**Written instruction**:
Within the material below, find each line bearing the word "this" and present it.

**Given entries**:
· · · ·

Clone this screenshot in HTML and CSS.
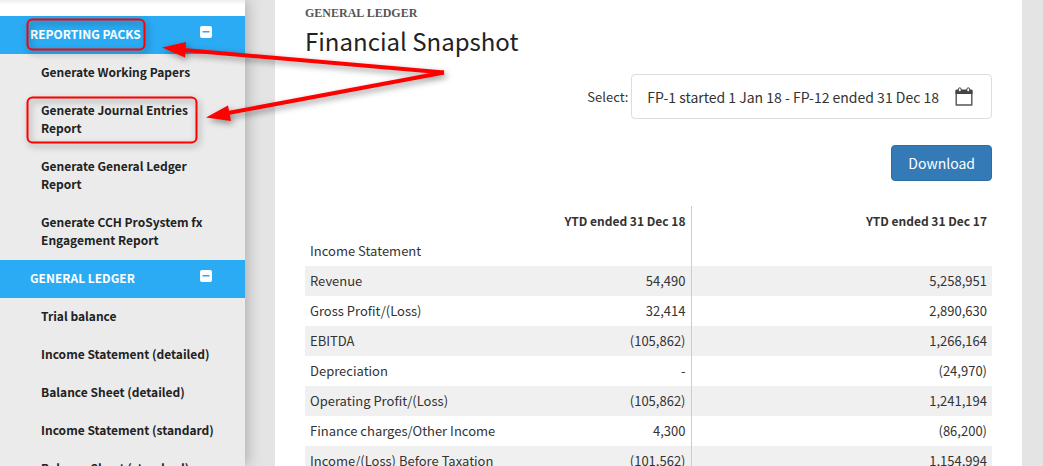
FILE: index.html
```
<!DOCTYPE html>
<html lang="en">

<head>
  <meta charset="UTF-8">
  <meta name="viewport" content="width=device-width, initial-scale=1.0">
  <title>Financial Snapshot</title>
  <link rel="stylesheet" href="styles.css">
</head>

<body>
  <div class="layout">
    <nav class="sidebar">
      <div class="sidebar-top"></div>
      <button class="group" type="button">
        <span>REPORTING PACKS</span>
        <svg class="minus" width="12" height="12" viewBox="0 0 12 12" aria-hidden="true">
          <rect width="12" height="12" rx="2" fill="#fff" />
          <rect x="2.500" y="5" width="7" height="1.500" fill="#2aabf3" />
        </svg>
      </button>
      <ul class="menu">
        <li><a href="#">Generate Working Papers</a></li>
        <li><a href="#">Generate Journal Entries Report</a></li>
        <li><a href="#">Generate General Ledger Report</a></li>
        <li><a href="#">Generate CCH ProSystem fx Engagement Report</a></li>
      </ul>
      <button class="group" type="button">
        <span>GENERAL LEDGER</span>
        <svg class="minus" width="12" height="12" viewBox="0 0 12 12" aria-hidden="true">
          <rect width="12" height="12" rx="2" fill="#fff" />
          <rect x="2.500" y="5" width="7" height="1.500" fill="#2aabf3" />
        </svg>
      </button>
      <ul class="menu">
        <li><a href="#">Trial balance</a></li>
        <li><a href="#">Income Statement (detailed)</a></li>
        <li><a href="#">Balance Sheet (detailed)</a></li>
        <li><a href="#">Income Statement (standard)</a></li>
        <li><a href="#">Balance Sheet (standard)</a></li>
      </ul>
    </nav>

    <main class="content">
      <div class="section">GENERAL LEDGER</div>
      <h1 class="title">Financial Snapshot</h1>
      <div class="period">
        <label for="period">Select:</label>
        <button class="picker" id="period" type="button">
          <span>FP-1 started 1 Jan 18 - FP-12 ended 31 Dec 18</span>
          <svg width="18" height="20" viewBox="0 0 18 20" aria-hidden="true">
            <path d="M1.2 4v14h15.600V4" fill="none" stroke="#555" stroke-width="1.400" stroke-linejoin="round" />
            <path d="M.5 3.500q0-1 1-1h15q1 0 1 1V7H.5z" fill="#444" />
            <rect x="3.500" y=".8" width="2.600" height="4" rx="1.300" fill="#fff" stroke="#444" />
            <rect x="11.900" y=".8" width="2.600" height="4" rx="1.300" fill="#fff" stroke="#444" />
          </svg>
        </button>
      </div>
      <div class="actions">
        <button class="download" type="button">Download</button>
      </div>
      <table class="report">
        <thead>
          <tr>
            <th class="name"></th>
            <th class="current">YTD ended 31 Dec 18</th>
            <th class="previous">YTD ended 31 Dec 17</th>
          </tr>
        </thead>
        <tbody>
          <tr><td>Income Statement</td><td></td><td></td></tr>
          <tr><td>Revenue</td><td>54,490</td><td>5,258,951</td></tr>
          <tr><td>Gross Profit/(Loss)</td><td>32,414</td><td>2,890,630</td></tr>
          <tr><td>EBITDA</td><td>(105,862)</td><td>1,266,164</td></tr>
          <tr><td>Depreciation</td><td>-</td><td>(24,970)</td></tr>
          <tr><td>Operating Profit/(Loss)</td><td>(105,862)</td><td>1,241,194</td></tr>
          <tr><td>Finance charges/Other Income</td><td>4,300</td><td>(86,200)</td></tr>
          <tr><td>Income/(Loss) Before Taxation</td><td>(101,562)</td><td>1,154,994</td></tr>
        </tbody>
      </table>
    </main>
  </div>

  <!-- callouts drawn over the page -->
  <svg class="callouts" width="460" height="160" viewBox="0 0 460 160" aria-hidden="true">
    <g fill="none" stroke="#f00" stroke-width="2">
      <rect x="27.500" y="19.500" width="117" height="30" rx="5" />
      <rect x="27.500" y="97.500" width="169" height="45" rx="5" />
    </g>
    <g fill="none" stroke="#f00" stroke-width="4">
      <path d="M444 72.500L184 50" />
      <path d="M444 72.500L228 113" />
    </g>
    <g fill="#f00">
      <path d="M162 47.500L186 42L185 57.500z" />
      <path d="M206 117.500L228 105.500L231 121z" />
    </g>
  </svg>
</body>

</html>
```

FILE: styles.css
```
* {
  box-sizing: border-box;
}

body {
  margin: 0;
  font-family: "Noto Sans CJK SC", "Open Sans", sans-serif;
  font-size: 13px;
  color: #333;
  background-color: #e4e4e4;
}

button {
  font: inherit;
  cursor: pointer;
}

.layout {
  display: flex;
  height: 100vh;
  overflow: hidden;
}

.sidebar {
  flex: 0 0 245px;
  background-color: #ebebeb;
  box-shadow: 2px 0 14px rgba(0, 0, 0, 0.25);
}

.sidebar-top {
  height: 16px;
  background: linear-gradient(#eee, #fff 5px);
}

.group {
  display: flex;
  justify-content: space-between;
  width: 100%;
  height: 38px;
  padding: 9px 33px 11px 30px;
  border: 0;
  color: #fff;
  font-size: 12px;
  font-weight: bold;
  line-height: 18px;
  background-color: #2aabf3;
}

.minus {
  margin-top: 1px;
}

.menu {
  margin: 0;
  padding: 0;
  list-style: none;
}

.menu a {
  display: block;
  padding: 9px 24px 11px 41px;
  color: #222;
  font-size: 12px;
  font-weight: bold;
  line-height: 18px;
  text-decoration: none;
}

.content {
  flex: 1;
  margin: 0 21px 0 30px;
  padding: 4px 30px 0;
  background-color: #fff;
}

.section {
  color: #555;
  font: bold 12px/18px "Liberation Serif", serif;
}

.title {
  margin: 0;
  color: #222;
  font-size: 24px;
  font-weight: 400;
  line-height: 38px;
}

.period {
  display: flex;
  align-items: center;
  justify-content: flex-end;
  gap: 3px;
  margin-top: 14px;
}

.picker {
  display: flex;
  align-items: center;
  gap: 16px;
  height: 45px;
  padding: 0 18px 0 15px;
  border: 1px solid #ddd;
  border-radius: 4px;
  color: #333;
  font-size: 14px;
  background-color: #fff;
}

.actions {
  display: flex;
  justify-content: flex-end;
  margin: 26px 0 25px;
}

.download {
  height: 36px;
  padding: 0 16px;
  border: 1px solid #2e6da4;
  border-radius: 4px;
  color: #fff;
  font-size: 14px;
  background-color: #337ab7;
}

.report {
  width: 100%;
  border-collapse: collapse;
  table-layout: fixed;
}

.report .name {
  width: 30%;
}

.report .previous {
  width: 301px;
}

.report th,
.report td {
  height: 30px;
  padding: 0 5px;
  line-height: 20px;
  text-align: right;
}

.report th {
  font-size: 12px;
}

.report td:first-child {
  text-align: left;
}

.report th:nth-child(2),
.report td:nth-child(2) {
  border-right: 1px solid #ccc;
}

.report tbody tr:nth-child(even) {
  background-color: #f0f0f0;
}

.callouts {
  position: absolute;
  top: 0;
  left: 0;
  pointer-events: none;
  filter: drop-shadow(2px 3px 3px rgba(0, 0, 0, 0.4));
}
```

· · · ·

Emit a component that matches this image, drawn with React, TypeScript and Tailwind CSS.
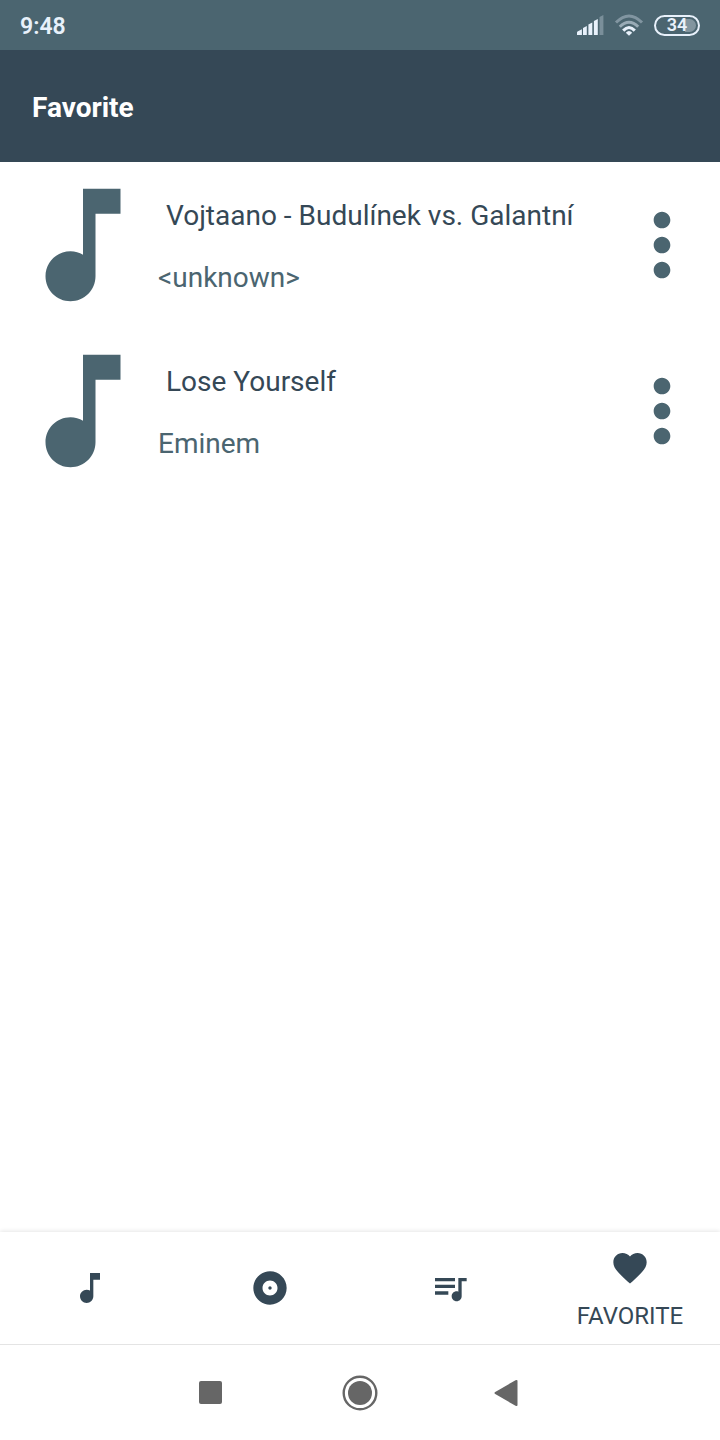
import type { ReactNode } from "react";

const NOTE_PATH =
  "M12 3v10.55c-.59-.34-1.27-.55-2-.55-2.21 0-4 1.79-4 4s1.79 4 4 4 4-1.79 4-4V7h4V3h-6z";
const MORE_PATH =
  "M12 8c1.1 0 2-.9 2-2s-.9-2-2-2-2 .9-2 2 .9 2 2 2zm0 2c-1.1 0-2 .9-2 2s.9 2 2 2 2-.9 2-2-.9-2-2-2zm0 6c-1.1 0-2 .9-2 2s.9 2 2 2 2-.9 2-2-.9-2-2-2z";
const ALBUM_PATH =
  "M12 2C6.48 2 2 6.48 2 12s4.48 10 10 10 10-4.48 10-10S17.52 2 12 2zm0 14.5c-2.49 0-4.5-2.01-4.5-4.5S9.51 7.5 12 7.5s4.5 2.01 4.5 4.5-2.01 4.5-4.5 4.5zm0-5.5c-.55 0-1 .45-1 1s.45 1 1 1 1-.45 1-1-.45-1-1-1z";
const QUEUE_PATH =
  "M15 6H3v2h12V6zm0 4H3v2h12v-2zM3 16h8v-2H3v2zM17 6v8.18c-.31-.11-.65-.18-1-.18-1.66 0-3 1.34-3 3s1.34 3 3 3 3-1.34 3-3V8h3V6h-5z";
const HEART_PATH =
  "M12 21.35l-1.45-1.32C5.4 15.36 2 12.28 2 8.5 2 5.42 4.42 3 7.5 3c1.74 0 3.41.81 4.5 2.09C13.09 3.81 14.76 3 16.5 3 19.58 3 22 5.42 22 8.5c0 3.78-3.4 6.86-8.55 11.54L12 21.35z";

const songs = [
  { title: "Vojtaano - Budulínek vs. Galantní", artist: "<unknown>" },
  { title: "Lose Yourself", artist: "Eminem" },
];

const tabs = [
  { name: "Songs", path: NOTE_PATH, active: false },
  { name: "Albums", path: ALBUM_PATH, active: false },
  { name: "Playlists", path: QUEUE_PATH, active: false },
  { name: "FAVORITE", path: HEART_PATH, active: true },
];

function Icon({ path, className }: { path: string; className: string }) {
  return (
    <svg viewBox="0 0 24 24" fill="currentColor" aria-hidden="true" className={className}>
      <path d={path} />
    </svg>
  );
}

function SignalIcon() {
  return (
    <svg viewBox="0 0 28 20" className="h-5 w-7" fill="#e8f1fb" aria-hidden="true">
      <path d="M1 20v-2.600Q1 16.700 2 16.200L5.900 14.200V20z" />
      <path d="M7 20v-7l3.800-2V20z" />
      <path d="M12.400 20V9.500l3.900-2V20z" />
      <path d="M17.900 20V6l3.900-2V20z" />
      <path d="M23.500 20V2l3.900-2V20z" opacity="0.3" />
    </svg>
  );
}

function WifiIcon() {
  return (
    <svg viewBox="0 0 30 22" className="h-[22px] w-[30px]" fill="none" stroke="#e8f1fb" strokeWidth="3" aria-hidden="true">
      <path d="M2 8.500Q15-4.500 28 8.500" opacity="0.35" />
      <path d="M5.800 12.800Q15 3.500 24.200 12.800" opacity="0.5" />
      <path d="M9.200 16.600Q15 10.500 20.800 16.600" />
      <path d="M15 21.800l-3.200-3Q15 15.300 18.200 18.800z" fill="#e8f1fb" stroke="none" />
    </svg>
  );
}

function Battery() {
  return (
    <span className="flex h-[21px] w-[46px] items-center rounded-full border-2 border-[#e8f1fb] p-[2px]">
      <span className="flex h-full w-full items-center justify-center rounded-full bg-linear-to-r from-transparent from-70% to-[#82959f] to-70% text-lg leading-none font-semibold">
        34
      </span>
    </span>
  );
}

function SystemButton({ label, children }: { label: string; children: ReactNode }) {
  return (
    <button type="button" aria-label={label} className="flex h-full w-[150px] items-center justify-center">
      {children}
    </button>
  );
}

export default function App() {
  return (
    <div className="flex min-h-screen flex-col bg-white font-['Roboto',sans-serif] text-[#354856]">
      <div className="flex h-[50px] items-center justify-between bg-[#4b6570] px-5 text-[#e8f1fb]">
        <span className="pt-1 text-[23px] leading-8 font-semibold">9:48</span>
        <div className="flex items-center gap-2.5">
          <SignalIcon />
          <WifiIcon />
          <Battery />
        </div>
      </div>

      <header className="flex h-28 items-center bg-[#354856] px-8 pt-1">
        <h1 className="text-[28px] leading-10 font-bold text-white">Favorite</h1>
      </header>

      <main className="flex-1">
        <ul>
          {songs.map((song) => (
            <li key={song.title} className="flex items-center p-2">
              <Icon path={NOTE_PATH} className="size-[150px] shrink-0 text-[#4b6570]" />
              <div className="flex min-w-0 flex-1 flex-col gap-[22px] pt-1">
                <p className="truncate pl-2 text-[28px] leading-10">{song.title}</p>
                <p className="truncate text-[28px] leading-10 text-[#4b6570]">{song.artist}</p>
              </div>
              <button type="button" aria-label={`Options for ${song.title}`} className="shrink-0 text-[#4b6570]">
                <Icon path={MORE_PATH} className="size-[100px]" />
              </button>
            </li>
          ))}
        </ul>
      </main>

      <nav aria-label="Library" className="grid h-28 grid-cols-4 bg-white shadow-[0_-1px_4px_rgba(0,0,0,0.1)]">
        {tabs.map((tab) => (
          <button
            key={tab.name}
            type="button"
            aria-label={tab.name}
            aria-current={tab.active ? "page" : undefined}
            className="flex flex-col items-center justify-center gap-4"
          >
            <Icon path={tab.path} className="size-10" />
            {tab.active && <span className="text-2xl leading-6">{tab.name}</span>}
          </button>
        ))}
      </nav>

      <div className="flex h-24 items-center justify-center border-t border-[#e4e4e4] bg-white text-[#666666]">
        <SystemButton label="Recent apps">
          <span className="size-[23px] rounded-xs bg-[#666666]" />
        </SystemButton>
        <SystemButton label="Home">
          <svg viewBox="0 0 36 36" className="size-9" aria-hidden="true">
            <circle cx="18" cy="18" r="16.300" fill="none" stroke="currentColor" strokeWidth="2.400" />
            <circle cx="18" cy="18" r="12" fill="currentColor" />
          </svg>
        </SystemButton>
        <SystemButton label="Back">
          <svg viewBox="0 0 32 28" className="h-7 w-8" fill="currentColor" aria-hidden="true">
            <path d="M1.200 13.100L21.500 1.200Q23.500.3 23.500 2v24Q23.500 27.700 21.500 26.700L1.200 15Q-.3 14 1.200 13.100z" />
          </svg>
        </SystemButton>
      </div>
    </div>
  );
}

· · · ·

**The response**:
Clone this screenshot in HTML and CSS.
Emit a component that matches this image, drawn with React, TypeScript and Tailwind CSS.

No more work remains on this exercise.